Our species of the day factsheet indicates that it's a species found mainly in the south of the UK, but has been spreading further north. Also see the NBN Gateway distribution map (interactive version here), which shows it has been sighted around Northampton and as far north as Lancaster.
You may also find our recent news piece on the Asian hornet, Vespa velutina, interesting.
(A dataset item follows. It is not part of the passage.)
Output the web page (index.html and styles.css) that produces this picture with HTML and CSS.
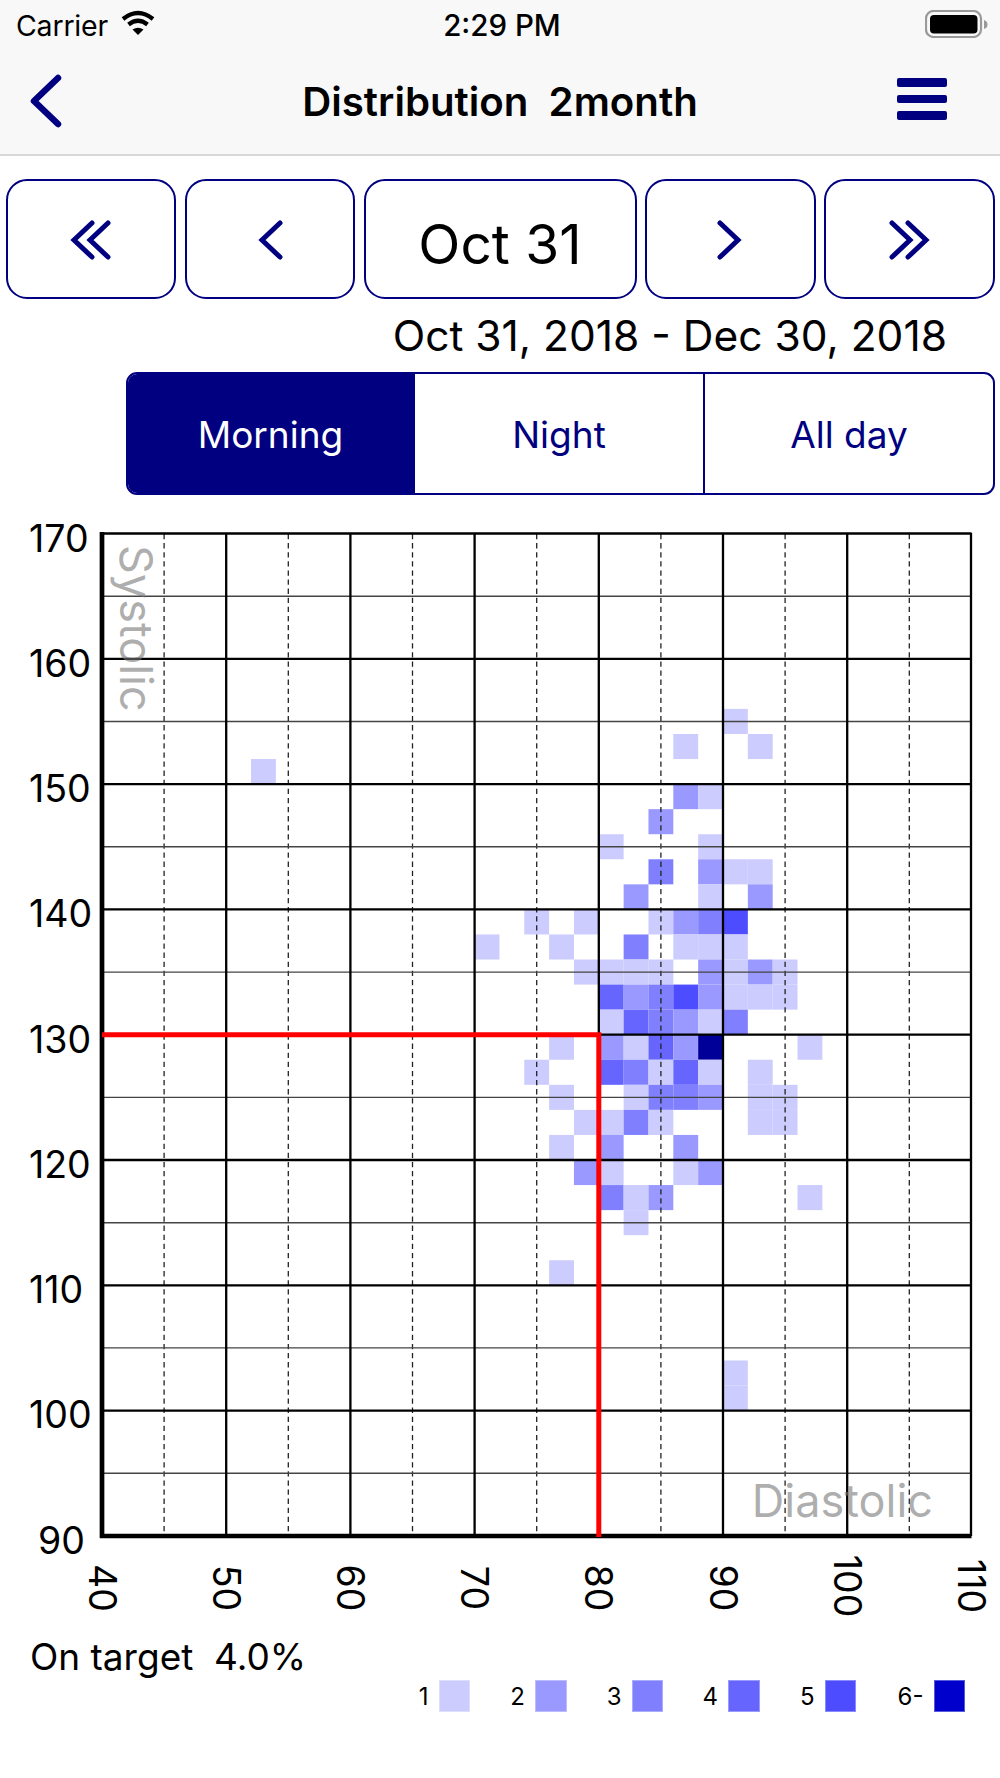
FILE: index.html
```html
<!DOCTYPE html>
<html lang="en">
<head>
<meta charset="utf-8">
<title>Distribution 2month</title>
<link rel="stylesheet" href="styles.css">
</head>
<body>
<header class="top">
  <div class="status">
    <div class="status-left">
      <span class="carrier">Carrier</span>
      <svg class="wifi" viewBox="0 0 36 26" width="36" height="26"><path class="wifi-band" d="M3 9Q18-3 33 9"/><path class="wifi-band" d="M8.5 14.5Q18 7 27.5 14.5"/><path class="wifi-fill" d="M12.5 19.5Q18 16 23.5 19.5L18 25Z"/></svg>
    </div>
    <span class="time">2:29 PM</span>
    <div class="status-right">
      <svg class="battery" viewBox="0 0 64 28" width="64" height="28"><rect class="batt-shell" x="1" y="1" width="55" height="26" rx="7.5"/><rect x="5" y="5" width="47.500" height="18.500" rx="4"/><path class="batt-nub" d="M59 10q3.500 1 3.500 4.500T59 19Z"/></svg>
    </div>
  </div>
  <nav class="nav">
    <svg class="back" viewBox="0 0 36 56" width="36" height="56"><path class="chev-lg" d="M29 5 5 28l24 23"/></svg>
    <h1 class="title">Distribution  2month</h1>
    <div class="menu"><span></span><span></span><span></span></div>
  </nav>
</header>

<div class="pager">
  <button class="pg"><svg viewBox="0 0 44 44" width="44" height="44"><path class="chev" d="M23 5 5 22l18 17M39 5 21 22l18 17"/></svg></button>
  <button class="pg"><svg viewBox="0 0 26 44" width="26" height="44"><path class="chev" d="M23 5 5 22l18 17"/></svg></button>
  <button class="pg pg-date">Oct 31</button>
  <button class="pg"><svg viewBox="0 0 26 44" width="26" height="44"><path class="chev" d="m3 5 18 17L3 39"/></svg></button>
  <button class="pg"><svg viewBox="0 0 44 44" width="44" height="44"><path class="chev" d="m5 5 18 17L5 39M21 5l18 17-18 17"/></svg></button>
</div>

<p class="range">Oct 31, 2018 - Dec 30, 2018</p>

<div class="segments">
  <div class="seg seg-on">Morning</div>
  <div class="seg">Night</div>
  <div class="seg seg-last">All day</div>
</div>

<svg class="chart" viewBox="0 510 1000 1125" width="1000" height="1125">
  <g transform="translate(102 533.5) scale(12.42 12.53)">
    <rect class="c1" x="50" y="14"/>
    <rect class="c1" x="46" y="16"/><rect class="c1" x="52" y="16"/>
    <rect class="c1" x="12" y="18"/>
    <rect class="c2" x="46" y="20"/><rect class="c1" x="48" y="20"/>
    <rect class="c2" x="44" y="22"/>
    <rect class="c1" x="40" y="24"/><rect class="c1" x="48" y="24"/>
    <rect class="c3" x="44" y="26"/><rect class="c2" x="48" y="26"/><rect class="c1" x="50" y="26"/><rect class="c1" x="52" y="26"/>
    <rect class="c2" x="42" y="28"/><rect class="c1" x="48" y="28"/><rect class="c2" x="52" y="28"/>
    <rect class="c1" x="34" y="30"/><rect class="c1" x="38" y="30"/><rect class="c1" x="44" y="30"/><rect class="c2" x="46" y="30"/><rect class="c3" x="48" y="30"/><rect class="c5" x="50" y="30"/>
    <rect class="c1" x="30" y="32"/><rect class="c1" x="36" y="32"/><rect class="c3" x="42" y="32"/><rect class="c1" x="46" y="32"/><rect class="c1" x="48" y="32"/><rect class="c1" x="50" y="32"/>
    <rect class="c1" x="38" y="34"/><rect class="c1" x="40" y="34"/><rect class="c1" x="42" y="34"/><rect class="c1" x="44" y="34"/><rect class="c2" x="48" y="34"/><rect class="c1" x="50" y="34"/><rect class="c2" x="52" y="34"/><rect class="c1" x="54" y="34"/>
    <rect class="c4" x="40" y="36"/><rect class="c2" x="42" y="36"/><rect class="c3" x="44" y="36"/><rect class="c5" x="46" y="36"/><rect class="c2" x="48" y="36"/><rect class="c1" x="50" y="36"/><rect class="c1" x="52" y="36"/><rect class="c1" x="54" y="36"/>
    <rect class="c1" x="40" y="38"/><rect class="c4" x="42" y="38"/><rect class="c3" x="44" y="38"/><rect class="c2" x="46" y="38"/><rect class="c1" x="48" y="38"/><rect class="c3" x="50" y="38"/>
    <rect class="c1" x="36" y="40"/><rect class="c2" x="40" y="40"/><rect class="c1" x="42" y="40"/><rect class="c4" x="44" y="40"/><rect class="c2" x="46" y="40"/><rect class="c6" x="48" y="40"/><rect class="c1" x="56" y="40"/>
    <rect class="c1" x="34" y="42"/><rect class="c4" x="40" y="42"/><rect class="c3" x="42" y="42"/><rect class="c1" x="44" y="42"/><rect class="c4" x="46" y="42"/><rect class="c1" x="48" y="42"/><rect class="c1" x="52" y="42"/>
    <rect class="c1" x="36" y="44"/><rect class="c1" x="42" y="44"/><rect class="c3" x="44" y="44"/><rect class="c3" x="46" y="44"/><rect class="c2" x="48" y="44"/><rect class="c1" x="52" y="44"/><rect class="c1" x="54" y="44"/>
    <rect class="c1" x="38" y="46"/><rect class="c1" x="40" y="46"/><rect class="c3" x="42" y="46"/><rect class="c1" x="44" y="46"/><rect class="c1" x="52" y="46"/><rect class="c1" x="54" y="46"/>
    <rect class="c1" x="36" y="48"/><rect class="c2" x="40" y="48"/><rect class="c2" x="46" y="48"/>
    <rect class="c2" x="38" y="50"/><rect class="c1" x="40" y="50"/><rect class="c1" x="46" y="50"/><rect class="c2" x="48" y="50"/>
    <rect class="c3" x="40" y="52"/><rect class="c1" x="42" y="52"/><rect class="c2" x="44" y="52"/><rect class="c1" x="56" y="52"/>
    <rect class="c1" x="42" y="54"/>
    <rect class="c1" x="36" y="58"/>
    <rect class="c1" x="50" y="66"/><rect class="c1" x="50" y="68"/>
  </g>

  <g class="dashed">
    <path d="M164.100 534V1534M288.300 534V1534M412.500 534V1534M536.700 534V1534M660.900 534V1534M785.100 534V1534M909.300 534V1534"/>
  </g>
  <path class="minor" d="M102 596.200H971M102 721.500H971M102 846.800H971M102 972.100H971M102 1097.400H971M102 1222.700H971M102 1347.900H971M102 1473.200H971"/>
  <path class="major" d="M102 533.500H971.500M102 658.800H971M102 784.100H971M102 909.400H971M102 1034.700H971M102 1160H971M102 1285.300H971M102 1410.600H971"/>
  <path class="major" d="M226.200 533V1536M350.400 533V1536M474.600 533V1536M598.800 533V1536M723 533V1536M847.200 533V1536M971 533V1536"/>
  <path class="axis" d="M102 532V1538M100 1536H971.500"/>
  <path class="target" d="M102 1034.700H598.800V1537"/>

  <text class="axis-name" transform="translate(120 545) rotate(90)">Systolic</text>
  <text class="axis-name" x="933" y="1517" text-anchor="end">Diastolic</text>

  <g class="tick">
    <text x="29" y="552">170</text>
    <text x="29" y="677">160</text>
    <text x="29" y="802">150</text>
    <text x="29" y="927">140</text>
    <text x="29" y="1053">130</text>
    <text x="29" y="1178">120</text>
    <text x="29" y="1303">110</text>
    <text x="29" y="1428">100</text>
    <text x="38" y="1554">90</text>
  </g>
  <g class="tick" text-anchor="middle">
    <text transform="translate(102 1588) rotate(90)" y="13.500">40</text>
    <text transform="translate(226.200 1588) rotate(90)" y="13.500">50</text>
    <text transform="translate(350.400 1588) rotate(90)" y="13.500">60</text>
    <text transform="translate(474.600 1588) rotate(90)" y="13.500">70</text>
    <text transform="translate(598.800 1588) rotate(90)" y="13.500">80</text>
    <text transform="translate(723 1588) rotate(90)" y="13.500">90</text>
    <text transform="translate(847.200 1586) rotate(90)" y="13.500">100</text>
    <text transform="translate(971.400 1586) rotate(90)" y="13.500">110</text>
  </g>
</svg>

<p class="on-target">On target  4.0%</p>
<div class="legend">
  <div class="legend-item"><span>1</span><i class="swatch l1"></i></div>
  <div class="legend-item"><span>2</span><i class="swatch l2"></i></div>
  <div class="legend-item"><span>3</span><i class="swatch l3"></i></div>
  <div class="legend-item"><span>4</span><i class="swatch l4"></i></div>
  <div class="legend-item"><span>5</span><i class="swatch l5"></i></div>
  <div class="legend-item legend-last"><span>6-</span><i class="swatch l6"></i></div>
</div>
</body>
</html>
```

FILE: styles.css
```css
* { box-sizing: border-box; }
html, body { margin: 0; padding: 0; }
body {
  width: 1000px;
  height: 1778px;
  overflow: hidden;
  background: #fff;
  color: #000;
  font-family: Inter, "Noto Sans", "Liberation Sans", sans-serif;
}

/* top bars */
.top { background: #f8f8f8; border-bottom: 2px solid #d8d8d8; height: 156px; }
.status {
  height: 44px;
  padding: 0 12px 0 16px;
  display: grid;
  grid-template-columns: 1fr auto 1fr;
  align-items: center;
}
.status-left { display: flex; align-items: center; gap: 12px; }
.carrier { font-size: 28.500px; letter-spacing: -0.2px; padding-top: 6px; }
.wifi { margin-top: 1px; }
.wifi-band { fill: none; stroke: #000; stroke-width: 4.2; }
.wifi-fill { fill: #000; }
.time { font-size: 29.500px; font-weight: 500; padding-top: 6px; }
.status-right { display: flex; justify-content: flex-end; margin-top: 4px; margin-right: -1px; }
.batt-shell { fill: none; stroke: #999; stroke-width: 2.2; }
.batt-nub { fill: #999; }

.nav {
  height: 110px;
  padding: 0 53px;
  display: grid;
  grid-template-columns: 1fr auto 1fr;
  align-items: center;
}
.back { display: block; margin: 4px 0 0 -24px; }
.chev-lg { fill: none; stroke: #000080; stroke-width: 6.5; stroke-linecap: round; stroke-linejoin: round; }
.title {
  margin: 0;
  padding-top: 7px;
  font-size: 40.200px;
  font-weight: 600;
  white-space: pre;
  line-height: 1;
}
.menu { justify-self: end; display: flex; flex-direction: column; gap: 8px; }
.menu span { display: block; width: 50px; height: 8.500px; background: #000080; border-radius: 2px; }

/* pager */
.pager { display: flex; gap: 8.500px; padding: 23px 5.500px 0; }
.pg {
  flex: 0 0 170.500px;
  height: 120px;
  padding: 0;
  border: 2.500px solid #000080;
  border-radius: 21px;
  background: #fff;
  color: #000;
  font-family: inherit;
  display: flex;
  align-items: center;
  justify-content: center;
}
.pg svg { display: block; margin-top: 2px; }
.chev { fill: none; stroke: #000080; stroke-width: 5; stroke-linecap: round; stroke-linejoin: miter; }
.pg-date { flex: 1 1 auto; font-size: 55px; padding-top: 10px; }

.range {
  margin: 0;
  height: 73px;
  padding: 15px 53px 0 0;
  text-align: right;
  font-size: 42.500px;
  line-height: 44px;
}

/* segmented control */
.segments {
  margin: 0 5px 0 126px;
  height: 123px;
  display: flex;
  border: 2.500px solid #000080;
  border-radius: 11px;
  overflow: hidden;
  color: #000080;
  font-size: 37px;
}
.seg {
  flex: 1 1 0;
  display: flex;
  align-items: center;
  justify-content: center;
  border-right: 2px solid #000080;
  padding-top: 1px;
}
.seg-last { border-right: 0; }
.seg-on { flex: 0 0 287px; background: #000080; color: #fff; }

/* chart */
.chart { display: block; margin-top: 15px; }
.c1, .c2, .c3, .c4, .c5, .c6 { width: 2px; height: 2px; }
.c1 { fill: #ccccff; }
.c2 { fill: #9999ff; }
.c3 { fill: #8080ff; }
.c4 { fill: #6666ff; }
.c5 { fill: #4d4dff; }
.c6 { fill: #000099; }
.dashed path { fill: none; stroke: #222; stroke-width: 1.300; stroke-dasharray: 5.300 3.800; }
.minor { fill: none; stroke: #444; stroke-width: 1.400; }
.major { fill: none; stroke: #000; stroke-width: 2.300; }
.axis { fill: none; stroke: #000; stroke-width: 4.700; }
.target { fill: none; stroke: #ff0000; stroke-width: 5; }
.axis-name { font-size: 45px; fill: rgba(120, 120, 120, 0.6); }
.tick { font-size: 37.500px; fill: #000; }

/* footer */
.on-target {
  margin: 0;
  padding-left: 30px;
  font-size: 37px;
  line-height: 44px;
  white-space: pre;
}
.legend { display: flex; justify-content: flex-end; padding: 1px 35px 0 0; }
.legend-item {
  width: 96.500px;
  display: flex;
  justify-content: flex-end;
  align-items: center;
  gap: 10px;
  font-size: 24px;
}
.legend-last { width: 109px; }
.swatch { display: block; width: 31.500px; height: 32px; border: 1px solid rgba(255, 255, 255, 0.35); }
.l1 { background: #ccccff; }
.l2 { background: #9999ff; }
.l3 { background: #8080ff; }
.l4 { background: #6666ff; }
.l5 { background: #4d4dff; }
.l6 { background: #0000cc; }
```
I understand they are not to common in the UK. but do not be worried about these great creatures. I live elsewhere and have had nests in my home, and see them on a daily basis they are not aggressive and keep garden pests under control
I have just read the info sheet it did not comment but the picture shows the Hornets "other " three eyes these are simple one lens like our own as opposed to the large compound eyes The simple eyes are used to navigate in flight What I have found fascinating is they can grab prey, top and tail it and then fly back to the nest to feed their larvae the adults can only eat the youngsters sugary excreations without young they starve. Late in the year with out larvae they have to eat rotten fruit to obtain sugar the result is drunk hornets A great 5 eyed monster
Thanks Steve and Jonathan.
Interesting reading... Jonathan.. Thank you.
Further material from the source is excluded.